Pour s’opposer au projet de loi, Gabriel Nadeau-Dubois a affirmé en journée qu’il prendrait « tous les moyens » à sa disposition pour que « cette hausse ne passe pas ». Il a précisé que son équipe va « travailler très fort au Salon bleu » et en commission parlementaire, et qu’il allait présenter des amendements, en prenant tout le temps qui lui était permis.

PHOTO JACQUES BOISSINOT, ARCHIVES LA PRESSE CANADIENNE

« On va continuer à travailler très fort et on va prendre tous les moyens à notre disposition pour que cette hausse-là ne passe pas », a expliqué Gabriel Nadeau-Dubois.

Le chef parlementaire de QS estime toutefois qu’il ne peut à lui seul empêcher l’adoption du projet de loi. Le Parti libéral du Québec y est favorable et aucun groupe ne sera entendu en commission parlementaire, ce qui ouvre la voie à une adoption rapide.
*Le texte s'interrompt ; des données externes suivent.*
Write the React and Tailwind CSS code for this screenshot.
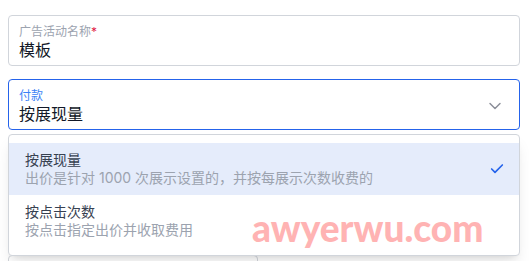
import { Check, ChevronDown } from "lucide-react";

const options = [
  {
    title: "按展现量",
    desc: "出价是针对 1000 次展示设置的，并按每展示次数收费的",
    selected: true,
  },
  {
    title: "按点击次数",
    desc: "按点击指定出价并收取费用",
    selected: false,
  },
];

export default function App() {
  return (
    <div
      className="relative h-[261px] overflow-hidden bg-white"
      style={{ fontFamily: 'Inter, "Noto Sans CJK SC", sans-serif' }}
    >
      <div className="ml-2 w-[512px] pt-[15px]">
        {/* Campaign name */}
        <div className="rounded border border-[#d1d5db] px-2.5 pt-2 pb-[5px]">
          <div className="text-xs leading-4 text-[#9ca3af]">
            广告活动名称<span className="text-[#e11d48]">*</span>
          </div>
          <div className="text-base leading-5 text-[#111827]">模板</div>
        </div>

        {/* Payment select */}
        <div className="relative mt-[13px]">
          <div className="flex items-center rounded border border-[#2563eb] pr-3.5 pl-2.5 pt-2 pb-[5px]">
            <div className="flex-1">
              <div className="text-xs leading-4 text-[#3b82f6]">付款</div>
              <div className="text-base leading-5 text-[#111827]">按展现量</div>
            </div>
            <ChevronDown className="h-5 w-5 text-[#8b8f99]" strokeWidth={1.75} />
          </div>

          {/* Dropdown menu */}
          <div className="absolute top-[55px] left-0 z-10 w-full rounded border border-[#d1d5db] bg-white py-2 shadow-lg">
            {options.map((o) => (
              <div
                key={o.title}
                className={`flex items-center px-4 py-2 ${o.selected ? "bg-[#e5ecfb]" : ""}`}
              >
                <div className="flex-1">
                  <div className="text-sm leading-[18px] text-[#374151]">{o.title}</div>
                  <div className="text-sm leading-[18px] text-[#9ca3af]">{o.desc}</div>
                </div>
                {o.selected && (
                  <Check className="mr-[-2px] h-4 w-4 text-[#2563eb]" strokeWidth={2.5} />
                )}
              </div>
            ))}
          </div>
        </div>

        {/* Next field, covered by the menu */}
        <div className="mt-[125px] h-4 w-[250px] rounded border border-[#d1d5db]" />
      </div>

      {/* Watermark */}
      <div
        className="pointer-events-none absolute top-[206px] left-[252px] z-20 text-[37px] leading-[44px] font-black text-[#ffb3b3]"
        style={{ fontFamily: "Lato, sans-serif" }}
      >
        awyerwu.com
      </div>
    </div>
  );
}
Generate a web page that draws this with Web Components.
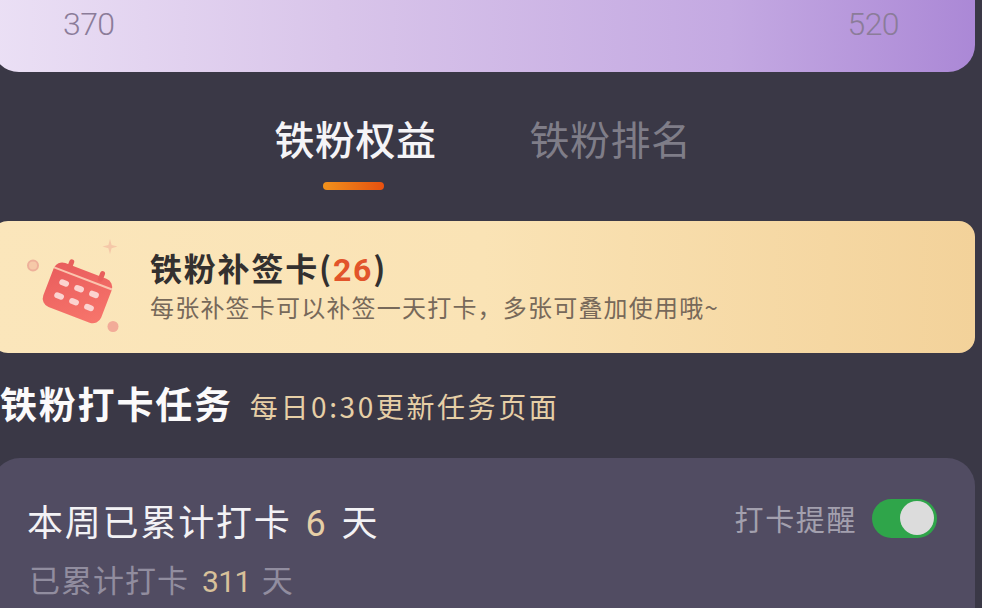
<!DOCTYPE html>
<html lang="zh">
<head>
<meta charset="utf-8">
<title>铁粉权益</title>
<style>
  html, body { margin: 0; height: 608px; overflow: hidden; background: #3a3846; }
  body { font-family: "Noto Sans CJK SC", "Noto Sans", sans-serif; }
  fan-page { width: 982px; height: 608px; }
</style>
</head>
<body>
<fan-page>
  <level-card start="370" end="520"></level-card>
  <tab-bar>
    <tab-item active>铁粉权益</tab-item>
    <tab-item>铁粉排名</tab-item>
  </tab-bar>
  <perk-banner count="26" text="每张补签卡可以补签一天打卡，多张可叠加使用哦~">铁粉补签卡</perk-banner>
  <task-heading note="每日0:30更新任务页面">铁粉打卡任务</task-heading>
  <checkin-card week="6" total="311"></checkin-card>
</fan-page>

<script>
class FanPage extends HTMLElement {
    constructor() {
        super();
        this.attachShadow({mode: 'open'});
        this.shadowRoot.innerHTML = `
            <style>
                :host {
                    display: flex;
                    flex-direction: column;
                    overflow: hidden;
                    color: #fff;
                }
            </style>
            <slot></slot>
        `;
    }
}

class LevelCard extends HTMLElement {
    constructor() {
        super();
        this.attachShadow({mode: 'open'});
        this.shadowRoot.innerHTML = `
            <style>
                :host {
                    display: flex;
                    justify-content: space-between;
                    flex: none;
                    box-sizing: border-box;
                    height: 72px;
                    width: 983px;
                    margin-left: -8px;
                    padding: 6px 76px 0 71px;
                    border-radius: 0 0 27px 27px;
                    background: linear-gradient(90deg, #ebe0f5 0%, #d9c5ea 35%, #c4a9e2 75%, #ab88d6 100%);
                    font: 300 32px/36px Roboto, sans-serif;
                    letter-spacing: -0.6px;
                    color: #8b7c99;
                }
            </style>
            <span id="a"></span><span id="b"></span>
        `;
        this.shadowRoot.getElementById('a').textContent = this.getAttribute('start');
        this.shadowRoot.getElementById('b').textContent = this.getAttribute('end');
    }
}

class TabBar extends HTMLElement {
    constructor() {
        super();
        this.attachShadow({mode: 'open'});
        this.shadowRoot.innerHTML = `
            <style>
                :host {
                    display: flex;
                    flex: none;
                    justify-content: center;
                    gap: 93px;
                    height: 149px;
                    padding: 43px 0 0 0;
                    box-sizing: border-box;
                    margin-left: -16px;
                }
            </style>
            <slot></slot>
        `;
    }
}

class TabItem extends HTMLElement {
    constructor() {
        super();
        this.attachShadow({mode: 'open'});
        this.shadowRoot.innerHTML = `
            <style>
                :host {
                    display: flex;
                    flex-direction: column;
                    align-items: center;
                    font-size: 40px;
                    line-height: 46px;
                    letter-spacing: 0.5px;
                    color: #7f7d88;
                }
                :host([active]) {
                    color: #f5f4f7;
                    font-weight: 500;
                }
                i {
                    display: none;
                    width: 61px;
                    height: 8px;
                    margin: 21px 0 0 -4px;
                    border-radius: 4px;
                    background: linear-gradient(90deg, #f0921c, #e8500f);
                }
                :host([active]) i {
                    display: block;
                }
            </style>
            <slot></slot>
            <i></i>
        `;
    }
}

class PerkBanner extends HTMLElement {
    constructor() {
        super();
        this.attachShadow({mode: 'open'});
        this.shadowRoot.innerHTML = `
            <style>
                :host {
                    display: flex;
                    flex: none;
                    align-items: center;
                    box-sizing: border-box;
                    height: 132px;
                    width: 983px;
                    margin-left: -8px;
                    padding-left: 32px;
                    gap: 26px;
                    border-radius: 16px;
                    background: linear-gradient(90deg, #fbe6bb 0%, #fae3b5 50%, #f3d29a 100%);
                }
                svg {
                    flex: none;
                    width: 100px;
                    height: 100px;
                    filter: blur(0.4px);
                }
                .title {
                    font-size: 32px;
                    line-height: 40px;
                    font-weight: 700;
                    letter-spacing: 1.8px;
                    color: #33302f;
                    margin-top: -4px;
                }
                .title b {
                    color: #e2542a;
                    font-family: Roboto, sans-serif;
                    font-weight: 700;
                }
                .text {
                    margin-top: 1px;
                    font-size: 24px;
                    line-height: 32px;
                    letter-spacing: 1.2px;
                    color: #77695a;
                }
            </style>
            <svg viewBox="0 0 100 100">
                <defs>
                    <linearGradient id="cal" x1="0" y1="0" x2="1" y2="1">
                        <stop offset="0" stop-color="#e85c5c"/>
                        <stop offset="1" stop-color="#f8766c"/>
                    </linearGradient>
                </defs>
                <circle cx="9" cy="28.5" r="5" fill="#f6c9a8" stroke="#eeb09a" stroke-width="2"/>
                <path d="M86 2l1.6 6 6 1.6-6 1.6-1.6 6-1.6-6-6-1.6 6-1.6z" fill="#f5c8a8"/>
                <circle cx="89" cy="89.5" r="5.5" fill="#f2ab98"/>
                <g transform="translate(0 6.5) rotate(21 54 48)">
                    <rect x="23" y="26" width="62" height="47" rx="9" fill="url(#cal)"/>
                    <rect x="35" y="20" width="5" height="11" rx="2.5" fill="#e8605c"/>
                    <rect x="68" y="20" width="5" height="11" rx="2.5" fill="#e8605c"/>
                    <rect x="23" y="33" width="62" height="2" fill="#fbc4ae"/>
                    <g fill="#fbd3d0">
                        <rect x="33" y="42" width="10" height="6" rx="3"/>
                        <rect x="49" y="42" width="10" height="6" rx="3"/>
                        <rect x="65" y="42" width="10" height="6" rx="3"/>
                        <rect x="33" y="56" width="10" height="6" rx="3"/>
                        <rect x="49" y="56" width="10" height="6" rx="3"/>
                        <rect x="65" y="56" width="10" height="6" rx="3"/>
                    </g>
                </g>
            </svg>
            <div>
                <div class="title"><slot></slot>(<b id="count"></b>)</div>
                <div class="text" id="text"></div>
            </div>
        `;
        this.shadowRoot.getElementById('count').textContent = this.getAttribute('count');
        this.shadowRoot.getElementById('text').textContent = this.getAttribute('text');
    }
}

class TaskHeading extends HTMLElement {
    constructor() {
        super();
        this.attachShadow({mode: 'open'});
        this.shadowRoot.innerHTML = `
            <style>
                :host {
                    display: flex;
                    flex: none;
                    align-items: center;
                    gap: 17px;
                    height: 105px;
                    box-sizing: border-box;
                    padding-bottom: 5px;
                }
                .main {
                    font-size: 37px;
                    font-weight: 700;
                    letter-spacing: 1.8px;
                    color: #fbfafb;
                }
                .note {
                    font-size: 28px;
                    letter-spacing: 2.6px;
                    color: #e6cfa6;
                    padding-top: 5px;
                }
            </style>
            <span class="main"><slot></slot></span>
            <span class="note" id="note"></span>
        `;
        this.shadowRoot.getElementById('note').textContent = this.getAttribute('note');
    }
}

class ToggleSwitch extends HTMLElement {
    constructor() {
        super();
        this.attachShadow({mode: 'open'});
        this.shadowRoot.innerHTML = `
            <style>
                :host {
                    display: flex;
                    align-items: center;
                    justify-content: flex-end;
                    box-sizing: border-box;
                    width: 65px;
                    height: 39px;
                    padding-right: 3px;
                    border-radius: 20px;
                    background: #2fa54a;
                }
                i {
                    width: 34px;
                    height: 34px;
                    border-radius: 50%;
                    background: #dcdcdc;
                }
            </style>
            <i></i>
        `;
    }
}

class CheckinCard extends HTMLElement {
    constructor() {
        super();
        this.attachShadow({mode: 'open'});
        this.shadowRoot.innerHTML = `
            <style>
                :host {
                    display: flex;
                    flex: none;
                    justify-content: space-between;
                    align-items: flex-start;
                    box-sizing: border-box;
                    height: 200px;
                    width: 983px;
                    margin-left: -8px;
                    padding: 39px 38px 0 35px;
                    border-radius: 28px 28px 0 0;
                    background: #514c62;
                }
                .week {
                    margin-top: -1px;
                    font-size: 36px;
                    line-height: 48px;
                    letter-spacing: 1.8px;
                    color: #f3f2f5;
                }
                .total {
                    margin: 9px 0 0 2px;
                    font-size: 31px;
                    line-height: 44px;
                    letter-spacing: 1px;
                    color: #918d9f;
                }
                em {
                    font-style: normal;
                    color: #e6cfa6;
                    font-family: Roboto, sans-serif;
                    margin: 0 4px;
                }
                .total em {
                    margin: 0 3px 0 5px;
                    font-size: 30px;
                    letter-spacing: -0.6px;
                    color: #d8c19a;
                }
                .remind {
                    display: flex;
                    align-items: center;
                    gap: 15px;
                    font-size: 29px;
                    letter-spacing: 1.6px;
                    color: #a3a0ae;
                }
            </style>
            <div>
                <div class="week">本周已累计打卡 <em id="w"></em> 天</div>
                <div class="total">已累计打卡 <em id="t"></em> 天</div>
            </div>
            <div class="remind">打卡提醒<toggle-switch></toggle-switch></div>
        `;
        this.shadowRoot.getElementById('w').textContent = this.getAttribute('week');
        this.shadowRoot.getElementById('t').textContent = this.getAttribute('total');
    }
}

customElements.define('fan-page', FanPage);
customElements.define('level-card', LevelCard);
customElements.define('tab-bar', TabBar);
customElements.define('tab-item', TabItem);
customElements.define('perk-banner', PerkBanner);
customElements.define('task-heading', TaskHeading);
customElements.define('toggle-switch', ToggleSwitch);
customElements.define('checkin-card', CheckinCard);
</script>
</body>
</html>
« Dans le livre des règlements, là, il n’y a pas de règlement qui nous permet, nous, en ce moment, d’empêcher l’adoption du projet de loi. Malheureusement. S’il y en avait un, on l’utiliserait », a dit M. Nadeau-Dubois. M. Legault a rétorqué qu’il a bon espoir que le gouvernement sera « capable de voter ça », mais n’a pas exclu l’usage du bâillon parlementaire si c’était nécessaire. « On n’est pas rendus là », a-t-il dit en mêlée de presse.